Can damages be recoverable in respect of loss caused by impecuniosity?

New Brunswick, Canada


The following excerpt is from Leland Walton & Sons Ltd. v. Hillspring Farms Ltd., 2007 NBCA 7 (CanLII):

In the contractual context, it appears that damages may be recoverable in respect of loss caused by impecuniosity provided that the loss meets the ordinary test of remoteness laid down in Hadley v. Baxendale. In Canada, the lead decision is General Securities Limited v. Don Ingram Limited, 1940 CanLII 28 (SCC), [1940] S.C.R. 670. In that case the defendant’s knowledge of the likely consequences of a breach was stressed. Case law emanating from other provinces supports the view that there is no rule that damage caused by impecuniosity is irrecoverable. The real question is whether the loss resulting from the failure to mitigate because of impecuniosity is too remote: see Waddams at 607 and cases cited therein.
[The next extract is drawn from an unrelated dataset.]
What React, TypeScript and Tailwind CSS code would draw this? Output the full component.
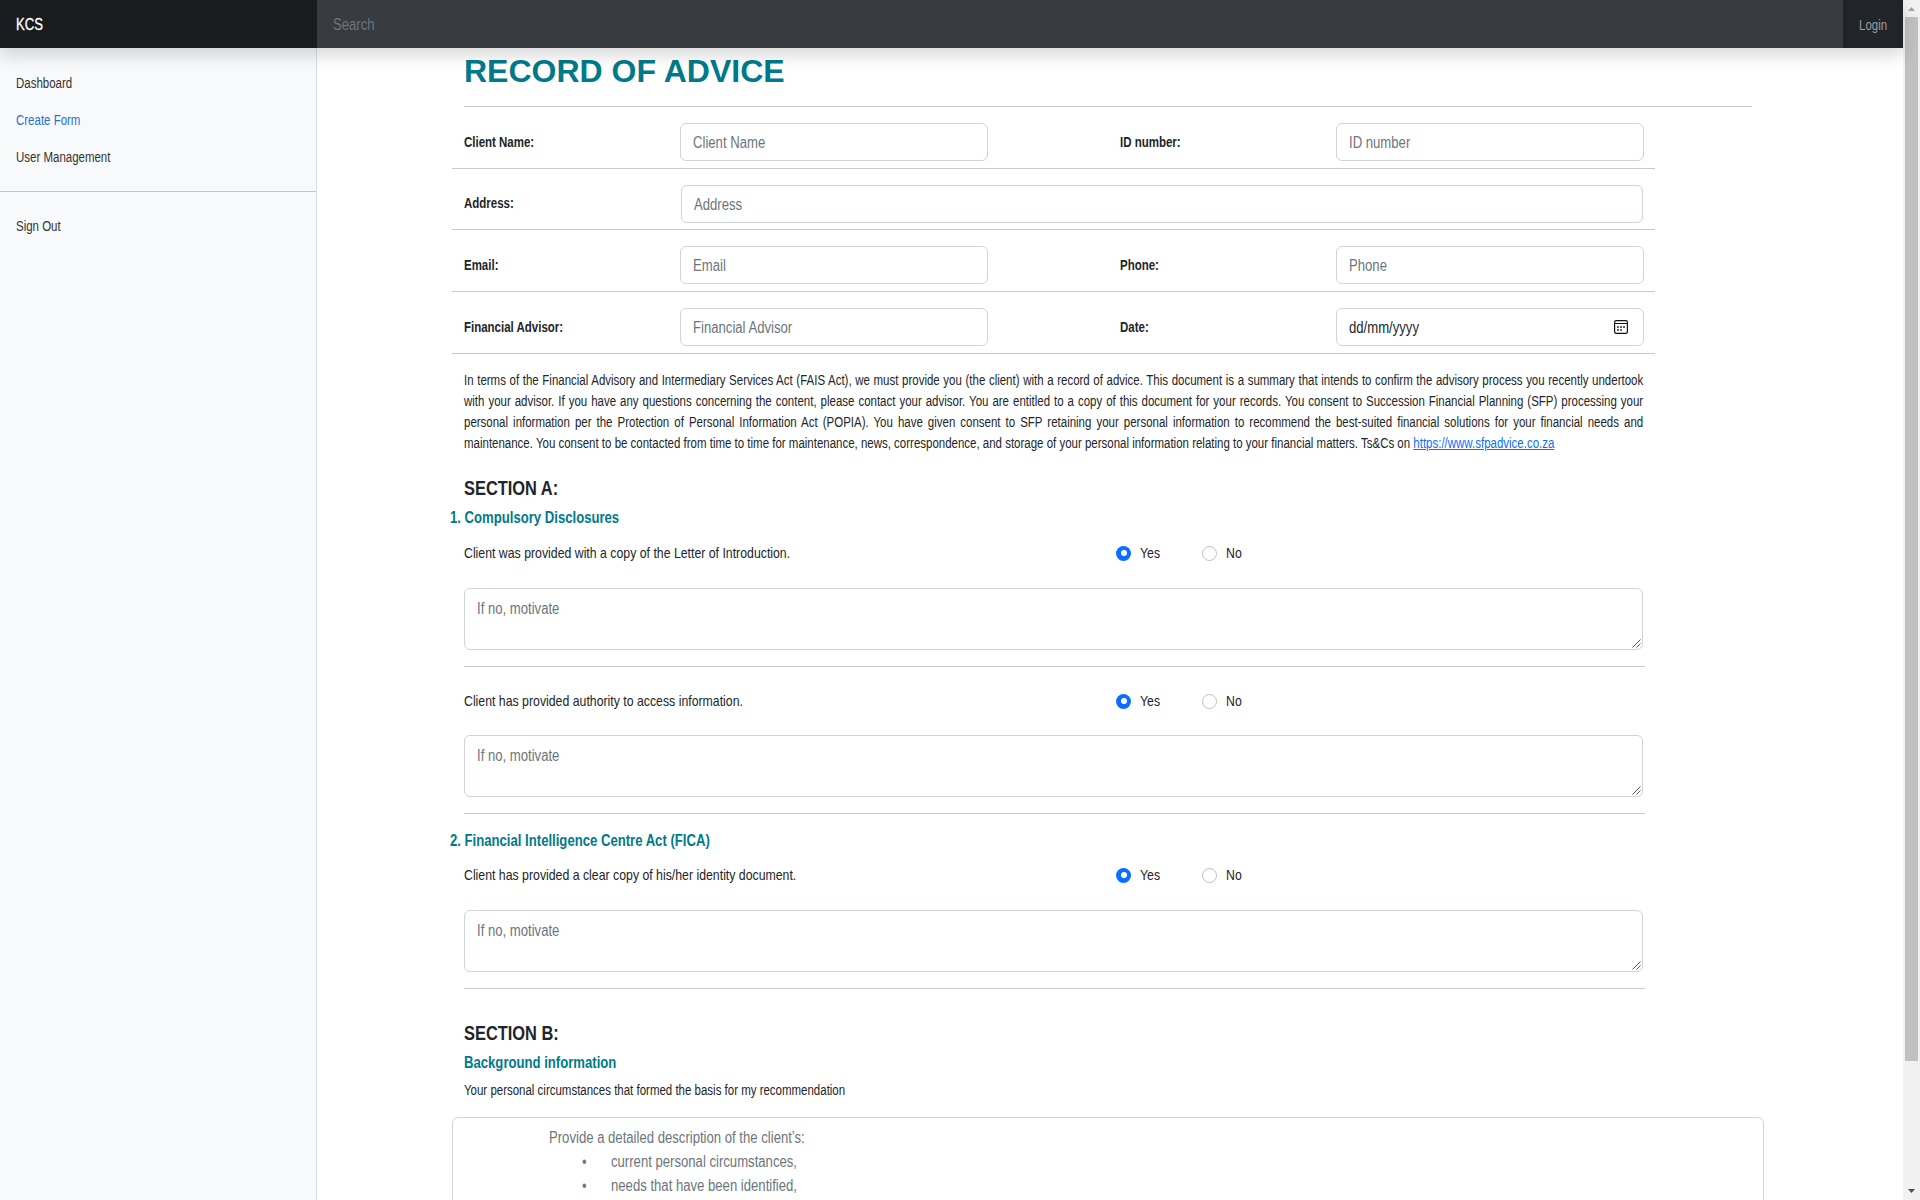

As a general rule or principle, I accept that impecuniosity may be a valid defence to a plea of failure to mitigate. However, I have difficulty in accepting that the impecuniosity defence should be available in sale of goods cases involving acceptance of an anticipatory repudiation. My reasoning is not complicated. The law states that if the there is an anticipatory breach by the seller, the buyer has the option of sitting back and waiting until arrival of the promised delivery date and then suing for damages based on the difference between the contract price and the market price as of that date. Obviously, this option does not call for mitigation on the buyer’s part. Indeed, if the buyer lacks sufficient funds to go out and purchase replacement goods in a rising market, the buyer should refuse to accept the anticipatory breach. However, if the buyer elects to accept the repudiation the law says that he must mitigate his loss. Now if we accept that the failure to mitigate can be neutralized by a plea of impecuniosity, we are back to where we started. The buyer is able to accept the repudiation and sue for damages, calculated on the same basis as if the buyer had elected not to accept the anticipatory breach. If the buyer wants that result, the buyer should reject the anticipatory breach, insist on contractual performance and wait until the date of promised delivery before commencing an action for damages for breach of contract. In short, it makes no sense to accept the rule in Roper v. Johnson and then turn around and recognize the impecuniosity defence for purposes of negating the rule. Our buyer had the option of whether to accept the repudiation or not. If he truly lacked the funds necessary to mitigate in a rising market, he should have rejected the anticipatory breach and abstained from initiating a lawsuit for damages for breach of contract until the anticipated date of delivery had arrived.